The second woman we follow is Agnes. We follow her from childhood. She thinks that she is the daughter of Tabitha who has brought her up as her own daughter but we and she learn that she is, in fact, the daughter of an unknown handmaid. Tabitha is married to Commander Kyle. When Tabitha dies, Kyle marries Paula. Agnes is brought up in the traditional way, namely to be a wife and mother. She is not happy about this and is even further put off men when she is sexually abused.
When a (much older) husband is found for her, she follows her friend, Becka, and goes to Aunt Lydia to ask to become a supplicant. She is accepted and becomes Aunt Victoria. (Aunts tend to be named after various women’s products. Victoria presumably wittily comes from Victoria’s Secret.)
The third woman is Daisy. She is the daughter of Neil and Melanie and lives with them in Toronto, where they have a second-hand clothes shop. Neil and Melanie work with an organisation helping refugees from Gilead and we and Daisy learn that she is not their daughter but a Gilead baby rescued by them. Life is made more complicated when the Gilead authorities want her back.
As well as these three stories, we follow events in Gilead. They are very concerned that many women are escaping through what is wittily called the Underground Femaleroad (and which in some cases, follows the actual routes of the Civil War era Underground Railroad). They spend a lot of time trying to shut down the various escape routes and the Pearl Girls under Lydia’s control are involved in this.
We also learn about life in Gilead. Books are not entirely banned but many are. (My mother said that books were decorations, like vases of flowers. Most girls are not taught to read. Enthusiastic book-burnings have been going on across our land. The girls are also warned about the dangers of men and we see some evidence of that.

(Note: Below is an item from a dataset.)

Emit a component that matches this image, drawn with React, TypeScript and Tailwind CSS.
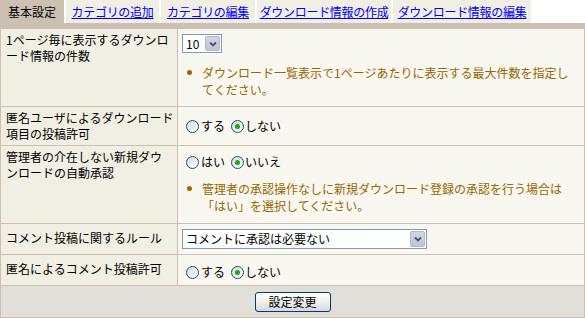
const jp = "font-['Noto_Sans_CJK_JP','Noto_Sans',sans-serif]";

function Radio({ checked }: { checked?: boolean }) {
  return (
    <span className="inline-flex h-[13px] w-[13px] shrink-0 items-center justify-center rounded-full border border-[#1c5180] bg-gradient-to-br from-[#d8d8d2] to-white">
      {checked && <span className="h-[5px] w-[5px] rounded-full bg-[#21a121]" />}
    </span>
  );
}

function RadioPair({ a, b }: { a: string; b: string }) {
  return (
    <div className="flex items-center h-[16px] text-[12px] leading-[16px]">
      <Radio />
      <span className="ml-[2px] mr-[6px]">{a}</span>
      <Radio checked />
      <span className="ml-[1px]">{b}</span>
    </div>
  );
}

function Arrow() {
  return (
    <span className="flex h-full w-[15px] items-center justify-center rounded-[2px] border border-[#b4b8cc] bg-gradient-to-b from-[#d4d6e6] to-[#bfc2d8]">
      <svg width="8" height="6" viewBox="0 0 8 6">
        <path d="M1 1.5 L4 4.5 L7 1.5" fill="none" stroke="#4d5068" strokeWidth="1.8" />
      </svg>
    </span>
  );
}

function Note({ children }: { children: React.ReactNode }) {
  return (
    <div className="flex text-[12px] leading-[17px] text-[#9a6700]">
      <span className="mt-[6px] ml-[5px] mr-[10px] h-[5px] w-[5px] shrink-0 rounded-full bg-[#9a6700]" />
      <span>{children}</span>
    </div>
  );
}

const tabs = [
  { label: "カテゴリの追加", w: "w-[93px]" },
  { label: "カテゴリの編集", w: "w-[94px]" },
  { label: "ダウンロード情報の作成", w: "w-[134px]" },
  { label: "ダウンロード情報の編集", w: "w-[138px]" },
];

const label = "bg-[#f1eee3] pl-[5px] text-[12px] leading-[16px]";

export default function App() {
  return (
    <div className={`w-[585px] h-[318px] bg-white text-black ${jp}`}>
      {/* tabs */}
      <div className="flex h-[23px] gap-[2px] text-[12px]">
        <div className="flex w-[64px] items-center justify-center bg-[#cdc0b2]">基本設定</div>
        {tabs.map((t) => (
          <div key={t.label} className={`flex ${t.w} items-center justify-center bg-[#f1eee4]`}>
            <a href="#" className="text-[#0000ff] underline tracking-[-0.3px]">{t.label}</a>
          </div>
        ))}
      </div>

      {/* settings table */}
      <div className="grid grid-cols-[176px_1fr] gap-px bg-[#cdc0b2] px-px pt-[6px] pb-px">
        <div className={`h-[77px] pt-[3px] ${label}`}>
          1ページ毎に表示するダウンロ<br />ード情報の件数
        </div>
        <div className="bg-[#f8f7f0] pl-[4px] pt-[5px]">
          <div className="flex h-[19px] w-[40px] items-center border border-[#7f9db9] bg-white p-px">
            <span className="flex-1 pl-[2px] text-[12px] leading-none">10</span>
            <Arrow />
          </div>
          <div className="mt-[11px]">
            <Note>
              ダウンロード一覧表示で1ページあたりに表示する最大件数を指定し<br />てください。
            </Note>
          </div>
        </div>

        <div className={`h-[38px] pt-[3px] ${label}`}>
          匿名ユーザによるダウンロード<br />項目の投稿許可
        </div>
        <div className="flex items-center bg-[#f8f7f0] pl-[8px]">
          <RadioPair a="する" b="しない" />
        </div>

        <div className={`h-[77px] pt-[3px] ${label}`}>
          管理者の介在しない新規ダウ<br />ンロードの自動承認
        </div>
        <div className="bg-[#f8f7f0] pl-[8px] pt-[8px]">
          <RadioPair a="はい" b="いいえ" />
          <div className="mt-[10px] -ml-[4px]">
            <Note>
              管理者の承認操作なしに新規ダウンロード登録の承認を行う場合は<br />「はい」を選択してください。
            </Note>
          </div>
        </div>

        <div className={`h-[30px] pt-[6px] ${label}`}>
          コメント投稿に関するルール
        </div>
        <div className="bg-[#f8f7f0] pl-[4px] pt-[5px]">
          <div className="flex h-[20px] w-[245px] items-center border border-[#7f9db9] bg-white p-px">
            <span className="flex-1 pl-[2px] text-[12px] leading-none">コメントに承認は必要ない</span>
            <Arrow />
          </div>
        </div>

        <div className={`h-[30px] pt-[6px] ${label}`}>
          匿名によるコメント投稿許可
        </div>
        <div className="bg-[#f8f7f0] pl-[8px] pt-[9px]">
          <RadioPair a="する" b="しない" />
        </div>

        <div className="col-span-2 flex h-[31px] justify-center bg-[#e2dfd8] pt-[6px]">
          <button className="h-[20px] w-[76px] rounded-[3px] border border-[#003c74] bg-gradient-to-b from-white via-[#f0f0ea] to-[#d6d6e4] text-[12px] leading-none">
            設定変更
          </button>
        </div>
      </div>
    </div>
  );
}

Of course, we also learn about the superiority of men. The important things that men did, too important for females to meddle with because they had smaller brains that were incapable of thinking large thoughts and girls who were rebellious became women who were rebellious, and a rebellious woman was even worse than a rebellious man because rebellious men became traitors, but rebellious women became adulteresses.
Punishments for various crimes (which include adultery, at least for women) are brutal. Particicution is a form of execution where the culprit is torn to pieces by a group of handmaids. Hanging is a common punishment, with the body being displayed hanging on a wall for all to see.
However, things are not going well in Gilead. The floods, the fires, the tornadoes, the hurricanes, the droughts, the water shortages, the earthquakes. Too much of this, too little of that. The decaying infrastructure—why hadn’t someone decommissioned those atomic reactors before it was too late? The tanking economy, the joblessness, the falling birth rate.
Inevitably all three women meet up and we follow not only what happens to them but also we move well ahead into the future to a conference of historians discussing the events.
This book fully deserves the applauds it has received. Atwood tells a superb story but also very strongly makes her point about the subjugation of women. We may all laugh and say this couldn’t happen here (here being in this case, the United States) but how many of us thought Trump would become president? Women have been oppressed throughout history and continue to be oppressed, particularly in countries and cultures where they are still considered inferior to men. Atwood is certainly not going to let us forget this. It is a pity that Trump will not read this book.